§ Directions
Transcribe the listing that follows in full, omitting pictures.

§ Dataset content
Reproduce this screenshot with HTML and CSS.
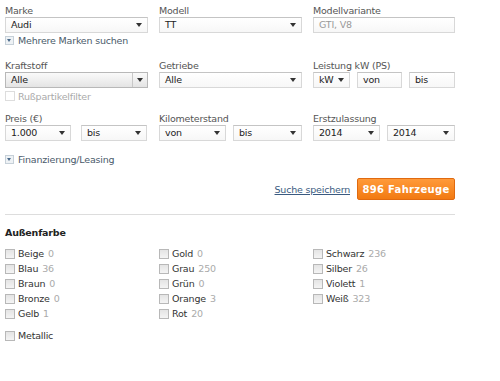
FILE: index.html
```html
<!DOCTYPE html>
<html lang="de">
<head>
    <meta charset="UTF-8">
    <title>Fahrzeugsuche</title>
    <link rel="stylesheet" href="styles.css">
</head>
<body>
    <div class="search">
        <div class="row">
            <div class="field">
                <label>Marke</label>
                <div class="select"><span>Audi</span><i class="arrow"></i></div>
            </div>
            <div class="field">
                <label>Modell</label>
                <div class="select"><span>TT</span><i class="arrow"></i></div>
            </div>
            <div class="field">
                <label>Modellvariante</label>
                <div class="input placeholder">GTI, V8</div>
            </div>
        </div>
        <div class="toggle toggle-first"><i class="toggle-icon"></i>Mehrere Marken suchen</div>

        <div class="row row-gap">
            <div class="field">
                <label>Kraftstoff</label>
                <div class="select active"><span>Alle</span><i class="arrow"></i></div>
            </div>
            <div class="field">
                <label>Getriebe</label>
                <div class="select"><span>Alle</span><i class="arrow"></i></div>
            </div>
            <div class="field">
                <label>Leistung kW (PS)</label>
                <div class="split">
                    <div class="select unit"><span>kW</span><i class="arrow"></i></div>
                    <div class="input">von</div>
                    <div class="input">bis</div>
                </div>
            </div>
        </div>
        <div class="check disabled"><i class="box"></i>Rußpartikelfilter</div>

        <div class="row row-gap2">
            <div class="field">
                <label>Preis (€)</label>
                <div class="pair">
                    <div class="select"><span>1.000</span><i class="arrow"></i></div>
                    <div class="select"><span>bis</span><i class="arrow"></i></div>
                </div>
            </div>
            <div class="field">
                <label>Kilometerstand</label>
                <div class="pair">
                    <div class="select"><span>von</span><i class="arrow"></i></div>
                    <div class="select"><span>bis</span><i class="arrow"></i></div>
                </div>
            </div>
            <div class="field">
                <label>Erstzulassung</label>
                <div class="pair">
                    <div class="select"><span>2014</span><i class="arrow"></i></div>
                    <div class="select"><span>2014</span><i class="arrow"></i></div>
                </div>
            </div>
        </div>
        <div class="toggle toggle-fin"><i class="toggle-icon"></i>Finanzierung/Leasing</div>

        <div class="actions">
            <a href="#" class="save">Suche speichern</a>
            <button class="submit">896 Fahrzeuge</button>
        </div>

        <hr>

        <h3>Außenfarbe</h3>
        <div class="colors">
            <div class="col">
                <div class="check"><i class="box"></i>Beige <span class="count">0</span></div>
                <div class="check"><i class="box"></i>Blau <span class="count">36</span></div>
                <div class="check"><i class="box"></i>Braun <span class="count">0</span></div>
                <div class="check"><i class="box"></i>Bronze <span class="count">0</span></div>
                <div class="check"><i class="box"></i>Gelb <span class="count">1</span></div>
            </div>
            <div class="col">
                <div class="check"><i class="box"></i>Gold <span class="count">0</span></div>
                <div class="check"><i class="box"></i>Grau <span class="count">250</span></div>
                <div class="check"><i class="box"></i>Grün <span class="count">0</span></div>
                <div class="check"><i class="box"></i>Orange <span class="count">3</span></div>
                <div class="check"><i class="box"></i>Rot <span class="count">20</span></div>
            </div>
            <div class="col">
                <div class="check"><i class="box"></i>Schwarz <span class="count">236</span></div>
                <div class="check"><i class="box"></i>Silber <span class="count">26</span></div>
                <div class="check"><i class="box"></i>Violett <span class="count">1</span></div>
                <div class="check"><i class="box"></i>Weiß <span class="count">323</span></div>
            </div>
        </div>
        <div class="check metallic"><i class="box"></i>Metallic</div>
    </div>
</body>
</html>
```

FILE: styles.css
```css
body {
    margin: 0;
    background: #fff;
    font-family: "DejaVu Sans", Verdana, sans-serif;
    font-size: 9.5px;
    letter-spacing: -0.2px;
    color: #333;
}
.search {
    width: 450px;
    padding: 4px 0 0 5px;
}
.row {
    display: grid;
    grid-template-columns: 143px 143px 142px;
    column-gap: 11px;
}
.row-gap {
    margin-top: 13px;
}
.row-gap2 {
    margin-top: 10px;
}
.field label {
    display: block;
    color: #555;
    height: 13px;
    line-height: 13px;
}
.select, .input {
    box-sizing: border-box;
    height: 16px;
    border: 1px solid #d8d8d8;
    border-top-color: #c4c4c4;
    background: linear-gradient(#fff, #f7f7f7);
    display: flex;
    align-items: center;
    padding-left: 5px;
    color: #222;
    line-height: 14px;
}
.select span {
    flex: 1;
}
.arrow {
    width: 0;
    height: 0;
    border-left: 3px solid transparent;
    border-right: 3px solid transparent;
    border-top: 4px solid #333;
    margin-right: 5px;
}
.select.active {
    background: linear-gradient(#fafafa, #e4e4e4);
    border-color: #b8b8b8;
}
.select.active span {
    border-right: 1px solid #c8c8c8;
    height: 14px;
}
.select.active .arrow {
    margin: 0 4px;
}
.placeholder {
    color: #999;
}
.split {
    display: grid;
    grid-template-columns: 37px 45px 46px;
    column-gap: 7px;
}
.pair {
    display: grid;
    grid-template-columns: 66px 66px;
    column-gap: 10px;
}
.field:nth-child(2) .pair {
    grid-template-columns: 67px 69px;
    column-gap: 7px;
}
.field:nth-child(3) .pair {
    grid-template-columns: 67px 68px;
    column-gap: 7px;
}
.toggle {
    display: flex;
    align-items: center;
    height: 12px;
    color: #4a5a6a;
}
.toggle-first {
    margin-top: 1px;
}
.toggle-fin {
    margin-top: 12px;
}
.toggle-icon {
    box-sizing: border-box;
    width: 9px;
    height: 9px;
    border: 1px solid #c6d0d8;
    background: #eef2f5;
    margin-right: 4px;
    position: relative;
}
.toggle-icon::after {
    content: "";
    position: absolute;
    left: 1px;
    top: 2px;
    border-left: 2.5px solid transparent;
    border-right: 2.5px solid transparent;
    border-top: 3px solid #4a6a8a;
}
.check {
    display: flex;
    align-items: center;
    height: 15px;
    color: #333;
}
.box {
    box-sizing: border-box;
    width: 10px;
    height: 10px;
    border: 1px solid #b8b8b8;
    background: linear-gradient(#e4e4e4, #f4f4f4);
    margin-right: 3px;
}
.check.disabled {
    color: #aaa;
    margin-top: 2px;
    height: 12px;
}
.check.disabled .box {
    border-color: #ddd;
    background: #fff;
}
.count {
    color: #aaa;
    margin-left: 4px;
}
.actions {
    display: flex;
    justify-content: flex-end;
    align-items: center;
    gap: 7px;
    margin-top: 13px;
}
.save {
    color: #3a5a80;
    text-decoration: underline;
}
.submit {
    width: 98px;
    height: 22px;
    border: 1px solid #e06a10;
    border-radius: 2px;
    background: linear-gradient(#ff9a3a, #f27a12);
    color: #fff;
    font-family: inherit;
    font-size: 10px;
    font-weight: bold;
    letter-spacing: 0.3px;
    padding: 0;
}
hr {
    border: 0;
    border-top: 1px solid #ddd;
    margin: 14px 0 0;
}
h3 {
    margin: 12px 0 8px;
    font-size: 9.5px;
    font-weight: bold;
    color: #222;
}
.colors {
    display: grid;
    grid-template-columns: 143px 143px 142px;
    column-gap: 11px;
}
.metallic {
    margin-top: 7px;
}
```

§ Full answer
Reproduce this screenshot with HTML and CSS.
FILE: index.html
```html
<!DOCTYPE html>
<html lang="de">
<head>
    <meta charset="UTF-8">
    <title>Fahrzeugsuche</title>
    <link rel="stylesheet" href="styles.css">
</head>
<body>
    <div class="search">
        <div class="row">
            <div class="field">
                <label>Marke</label>
                <div class="select"><span>Audi</span><i class="arrow"></i></div>
            </div>
            <div class="field">
                <label>Modell</label>
                <div class="select"><span>TT</span><i class="arrow"></i></div>
            </div>
            <div class="field">
                <label>Modellvariante</label>
                <div class="input placeholder">GTI, V8</div>
            </div>
        </div>
        <div class="toggle toggle-first"><i class="toggle-icon"></i>Mehrere Marken suchen</div>

        <div class="row row-gap">
            <div class="field">
                <label>Kraftstoff</label>
                <div class="select active"><span>Alle</span><i class="arrow"></i></div>
            </div>
            <div class="field">
                <label>Getriebe</label>
                <div class="select"><span>Alle</span><i class="arrow"></i></div>
            </div>
            <div class="field">
                <label>Leistung kW (PS)</label>
                <div class="split">
                    <div class="select unit"><span>kW</span><i class="arrow"></i></div>
                    <div class="input">von</div>
                    <div class="input">bis</div>
                </div>
            </div>
        </div>
        <div class="check disabled"><i class="box"></i>Rußpartikelfilter</div>

        <div class="row row-gap2">
            <div class="field">
                <label>Preis (€)</label>
                <div class="pair">
                    <div class="select"><span>1.000</span><i class="arrow"></i></div>
                    <div class="select"><span>bis</span><i class="arrow"></i></div>
                </div>
            </div>
            <div class="field">
                <label>Kilometerstand</label>
                <div class="pair">
                    <div class="select"><span>von</span><i class="arrow"></i></div>
                    <div class="select"><span>bis</span><i class="arrow"></i></div>
                </div>
            </div>
            <div class="field">
                <label>Erstzulassung</label>
                <div class="pair">
                    <div class="select"><span>2014</span><i class="arrow"></i></div>
                    <div class="select"><span>2014</span><i class="arrow"></i></div>
                </div>
            </div>
        </div>
        <div class="toggle toggle-fin"><i class="toggle-icon"></i>Finanzierung/Leasing</div>

        <div class="actions">
            <a href="#" class="save">Suche speichern</a>
            <button class="submit">896 Fahrzeuge</button>
        </div>

        <hr>

        <h3>Außenfarbe</h3>
        <div class="colors">
            <div class="col">
                <div class="check"><i class="box"></i>Beige <span class="count">0</span></div>
                <div class="check"><i class="box"></i>Blau <span class="count">36</span></div>
                <div class="check"><i class="box"></i>Braun <span class="count">0</span></div>
                <div class="check"><i class="box"></i>Bronze <span class="count">0</span></div>
                <div class="check"><i class="box"></i>Gelb <span class="count">1</span></div>
            </div>
            <div class="col">
                <div class="check"><i class="box"></i>Gold <span class="count">0</span></div>
                <div class="check"><i class="box"></i>Grau <span class="count">250</span></div>
                <div class="check"><i class="box"></i>Grün <span class="count">0</span></div>
                <div class="check"><i class="box"></i>Orange <span class="count">3</span></div>
                <div class="check"><i class="box"></i>Rot <span class="count">20</span></div>
            </div>
            <div class="col">
                <div class="check"><i class="box"></i>Schwarz <span class="count">236</span></div>
                <div class="check"><i class="box"></i>Silber <span class="count">26</span></div>
                <div class="check"><i class="box"></i>Violett <span class="count">1</span></div>
                <div class="check"><i class="box"></i>Weiß <span class="count">323</span></div>
            </div>
        </div>
        <div class="check metallic"><i class="box"></i>Metallic</div>
    </div>
</body>
</html>
```

FILE: styles.css
```css
body {
    margin: 0;
    background: #fff;
    font-family: "DejaVu Sans", Verdana, sans-serif;
    font-size: 9.5px;
    letter-spacing: -0.2px;
    color: #333;
}
.search {
    width: 450px;
    padding: 4px 0 0 5px;
}
.row {
    display: grid;
    grid-template-columns: 143px 143px 142px;
    column-gap: 11px;
}
.row-gap {
    margin-top: 13px;
}
.row-gap2 {
    margin-top: 10px;
}
.field label {
    display: block;
    color: #555;
    height: 13px;
    line-height: 13px;
}
.select, .input {
    box-sizing: border-box;
    height: 16px;
    border: 1px solid #d8d8d8;
    border-top-color: #c4c4c4;
    background: linear-gradient(#fff, #f7f7f7);
    display: flex;
    align-items: center;
    padding-left: 5px;
    color: #222;
    line-height: 14px;
}
.select span {
    flex: 1;
}
.arrow {
    width: 0;
    height: 0;
    border-left: 3px solid transparent;
    border-right: 3px solid transparent;
    border-top: 4px solid #333;
    margin-right: 5px;
}
.select.active {
    background: linear-gradient(#fafafa, #e4e4e4);
    border-color: #b8b8b8;
}
.select.active span {
    border-right: 1px solid #c8c8c8;
    height: 14px;
}
.select.active .arrow {
    margin: 0 4px;
}
.placeholder {
    color: #999;
}
.split {
    display: grid;
    grid-template-columns: 37px 45px 46px;
    column-gap: 7px;
}
.pair {
    display: grid;
    grid-template-columns: 66px 66px;
    column-gap: 10px;
}
.field:nth-child(2) .pair {
    grid-template-columns: 67px 69px;
    column-gap: 7px;
}
.field:nth-child(3) .pair {
    grid-template-columns: 67px 68px;
    column-gap: 7px;
}
.toggle {
    display: flex;
    align-items: center;
    height: 12px;
    color: #4a5a6a;
}
.toggle-first {
    margin-top: 1px;
}
.toggle-fin {
    margin-top: 12px;
}
.toggle-icon {
    box-sizing: border-box;
    width: 9px;
    height: 9px;
    border: 1px solid #c6d0d8;
    background: #eef2f5;
    margin-right: 4px;
    position: relative;
}
.toggle-icon::after {
    content: "";
    position: absolute;
    left: 1px;
    top: 2px;
    border-left: 2.5px solid transparent;
    border-right: 2.5px solid transparent;
    border-top: 3px solid #4a6a8a;
}
.check {
    display: flex;
    align-items: center;
    height: 15px;
    color: #333;
}
.box {
    box-sizing: border-box;
    width: 10px;
    height: 10px;
    border: 1px solid #b8b8b8;
    background: linear-gradient(#e4e4e4, #f4f4f4);
    margin-right: 3px;
}
.check.disabled {
    color: #aaa;
    margin-top: 2px;
    height: 12px;
}
.check.disabled .box {
    border-color: #ddd;
    background: #fff;
}
.count {
    color: #aaa;
    margin-left: 4px;
}
.actions {
    display: flex;
    justify-content: flex-end;
    align-items: center;
    gap: 7px;
    margin-top: 13px;
}
.save {
    color: #3a5a80;
    text-decoration: underline;
}
.submit {
    width: 98px;
    height: 22px;
    border: 1px solid #e06a10;
    border-radius: 2px;
    background: linear-gradient(#ff9a3a, #f27a12);
    color: #fff;
    font-family: inherit;
    font-size: 10px;
    font-weight: bold;
    letter-spacing: 0.3px;
    padding: 0;
}
hr {
    border: 0;
    border-top: 1px solid #ddd;
    margin: 14px 0 0;
}
h3 {
    margin: 12px 0 8px;
    font-size: 9.5px;
    font-weight: bold;
    color: #222;
}
.colors {
    display: grid;
    grid-template-columns: 143px 143px 142px;
    column-gap: 11px;
}
.metallic {
    margin-top: 7px;
}
```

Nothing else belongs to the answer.